After graduating, he co-founded Die Epilog – Journal on Contemporary Culture and moved on to work as an editor for Kulturastausch – Journal for International Perspectives, which is published by the Institute for Foreign Relations. After running Die Epilog as editor-in-chief for 7 years, he now co-publishes the magazine. Since 2015, he has been working as a journalist for taz – die tageszeitung, Rundfunk Berlin-Brandenburg and ZEIT Online, increasingly shifting his focus towards smart city developments and discourses.

His research focuses on how smart city discourses and technologies emerge and which impact they have on current medialities in urban environments.

Créer la création – Aesthetics, responsiveness and mediality as modes of inquiry into the dispositif of smart cities

The concept of smart cities has gained momentum since the turn of the century. Often, these visions have been driven by tech companies who offer technological solutions to urban problems. On the one hand, such technologies are supposed to make life in cities more efficient, organized, and sustainable. On the other hand, there is criticism around how technologies can amplify racial bias, enhance public surveillance, and how they cater to the interests of big tech companies rather than the common good. Based on a genealogical approach, my PhD thesis offers a different mode of understanding of smart city developments. In different case studies, the dissertation focuses on a neglected factor in the emergence of smart cities: a media aesthetical and media historically grounded approach.
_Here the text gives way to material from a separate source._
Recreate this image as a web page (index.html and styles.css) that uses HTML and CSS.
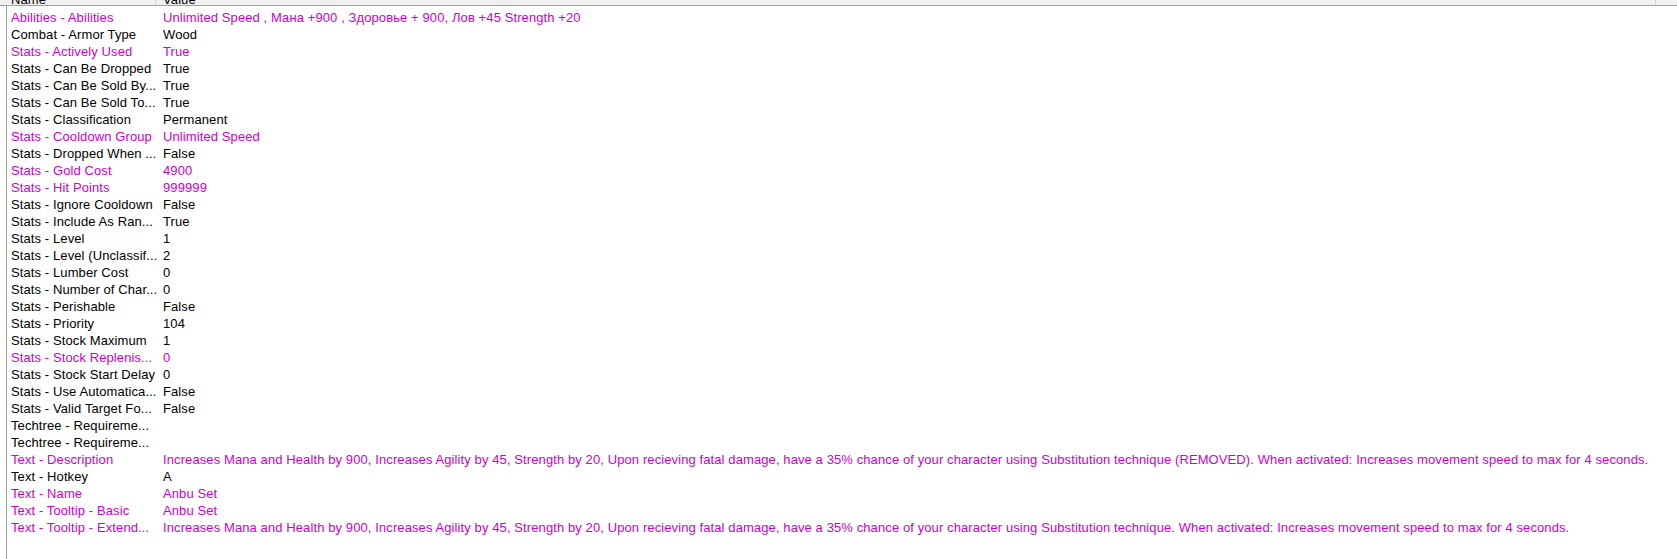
FILE: index.html
```html
<!DOCTYPE html>
<html>
<head>
<meta charset="utf-8">
<link rel="stylesheet" href="styles.css">
</head>
<body>
<div class="grid">
  <div class="header">
    <div class="hcell name">Name</div>
    <div class="hcell value">Value</div>
    <div class="hcell rest"></div>
  </div>
  <div class="body">
    <div class="row mod"><span class="n">Abilities - Abilities</span><span class="v">Unlimited Speed , Мана +900 , Здоровье + 900, Лов +45 Strength +20</span></div>
    <div class="row"><span class="n">Combat - Armor Type</span><span class="v">Wood</span></div>
    <div class="row mod"><span class="n">Stats - Actively Used</span><span class="v">True</span></div>
    <div class="row"><span class="n">Stats - Can Be Dropped</span><span class="v">True</span></div>
    <div class="row"><span class="n">Stats - Can Be Sold By...</span><span class="v">True</span></div>
    <div class="row"><span class="n">Stats - Can Be Sold To...</span><span class="v">True</span></div>
    <div class="row"><span class="n">Stats - Classification</span><span class="v">Permanent</span></div>
    <div class="row mod"><span class="n">Stats - Cooldown Group</span><span class="v">Unlimited Speed</span></div>
    <div class="row"><span class="n">Stats - Dropped When ...</span><span class="v">False</span></div>
    <div class="row mod"><span class="n">Stats - Gold Cost</span><span class="v">4900</span></div>
    <div class="row mod"><span class="n">Stats - Hit Points</span><span class="v">999999</span></div>
    <div class="row"><span class="n">Stats - Ignore Cooldown</span><span class="v">False</span></div>
    <div class="row"><span class="n">Stats - Include As Ran...</span><span class="v">True</span></div>
    <div class="row"><span class="n">Stats - Level</span><span class="v">1</span></div>
    <div class="row"><span class="n">Stats - Level (Unclassif...</span><span class="v">2</span></div>
    <div class="row"><span class="n">Stats - Lumber Cost</span><span class="v">0</span></div>
    <div class="row"><span class="n">Stats - Number of Char...</span><span class="v">0</span></div>
    <div class="row"><span class="n">Stats - Perishable</span><span class="v">False</span></div>
    <div class="row"><span class="n">Stats - Priority</span><span class="v">104</span></div>
    <div class="row"><span class="n">Stats - Stock Maximum</span><span class="v">1</span></div>
    <div class="row mod"><span class="n">Stats - Stock Replenis...</span><span class="v">0</span></div>
    <div class="row"><span class="n">Stats - Stock Start Delay</span><span class="v">0</span></div>
    <div class="row"><span class="n">Stats - Use Automatica...</span><span class="v">False</span></div>
    <div class="row"><span class="n">Stats - Valid Target Fo...</span><span class="v">False</span></div>
    <div class="row"><span class="n">Techtree - Requireme...</span><span class="v"></span></div>
    <div class="row"><span class="n">Techtree - Requireme...</span><span class="v"></span></div>
    <div class="row mod"><span class="n">Text - Description</span><span class="v">Increases Mana and Health by 900, Increases Agility by 45, Strength by 20, Upon recieving fatal damage, have a 35% chance of your character using Substitution technique (REMOVED). When activated: Increases movement speed to max for 4 seconds.</span></div>
    <div class="row"><span class="n">Text - Hotkey</span><span class="v">A</span></div>
    <div class="row mod"><span class="n">Text - Name</span><span class="v">Anbu Set</span></div>
    <div class="row mod"><span class="n">Text - Tooltip - Basic</span><span class="v">Anbu Set</span></div>
    <div class="row mod"><span class="n">Text - Tooltip - Extend...</span><span class="v">Increases Mana and Health by 900, Increases Agility by 45, Strength by 20, Upon recieving fatal damage, have a 35% chance of your character using Substitution technique. When activated: Increases movement speed to max for 4 seconds.</span></div>
  </div>
</div>
</body>
</html>
```
FILE: styles.css
```css
html, body {
  margin: 0;
  padding: 0;
  background: #ffffff;
}
body {
  font-family: "Liberation Sans", Arial, sans-serif;
  font-size: 13px;
  letter-spacing: 0.1px;
  color: #000000;
  width: 1677px;
  height: 559px;
  overflow: hidden;
}
.grid {
  display: flex;
  flex-direction: column;
  height: 559px;
}
.header {
  display: flex;
  height: 5px;
  background: #f0f0f0;
  border-bottom: 1px solid #a0a0a0;
  overflow: hidden;
  flex: none;
}
.hcell {
  height: 5px;
  line-height: 0;
  padding-left: 4px;
  box-sizing: border-box;
  border-right: 1px solid #d5d5d5;
  white-space: nowrap;
}
.hcell.name {
  width: 156px;
  padding-left: 11px;
}
.hcell.value {
  width: 1500px;
  padding-left: 7px;
}
.hcell.rest {
  flex: 1;
  border-right: none;
}
.body {
  flex: 1;
  margin-left: 6px;
  border-left: 1px solid #a0a0a0;
  padding-top: 3px;
}
.row {
  display: flex;
  height: 17px;
  line-height: 17px;
  white-space: nowrap;
}
.row.mod {
  color: #cc00cc;
}
.n {
  width: 152px;
  padding-left: 4px;
  box-sizing: border-box;
  overflow: hidden;
  flex: none;
}
.v {
  padding-left: 4px;
}
```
I will investigate how the cybernetization of city planning formed an episteme that found expressions in artistic, filmic and city planning practices in what I call the smart city 1.0 in the 1960s and 1970s. Through cybernetic sculptures and his thinking about “The Cybernetic City,” French-Hungarian artist Nicolas Schöffer worked towards the decentering of the subject – a core objective of cybernetics – to aesthetically educate and improve humankind. In the famous British New Town Milton Keynes, cybernetic principles were implemented through city planning practices of the grid as a medium of spatial connectivity – arguably dissolving traditional notions of place towards non-place oriented planning. Finally, a look at Jean-Luc Godard’s movie Alphaville and Rainer Werner Fassbinder’s Welt am Draht will make explicit how the discourse of cybernetic cities resonated in film-making. I will also take a look at how practices of demarcation, transitioning and environing are staged and performed in the movie to eventually tie them back to the question of worldmaking in cybernetic city planning.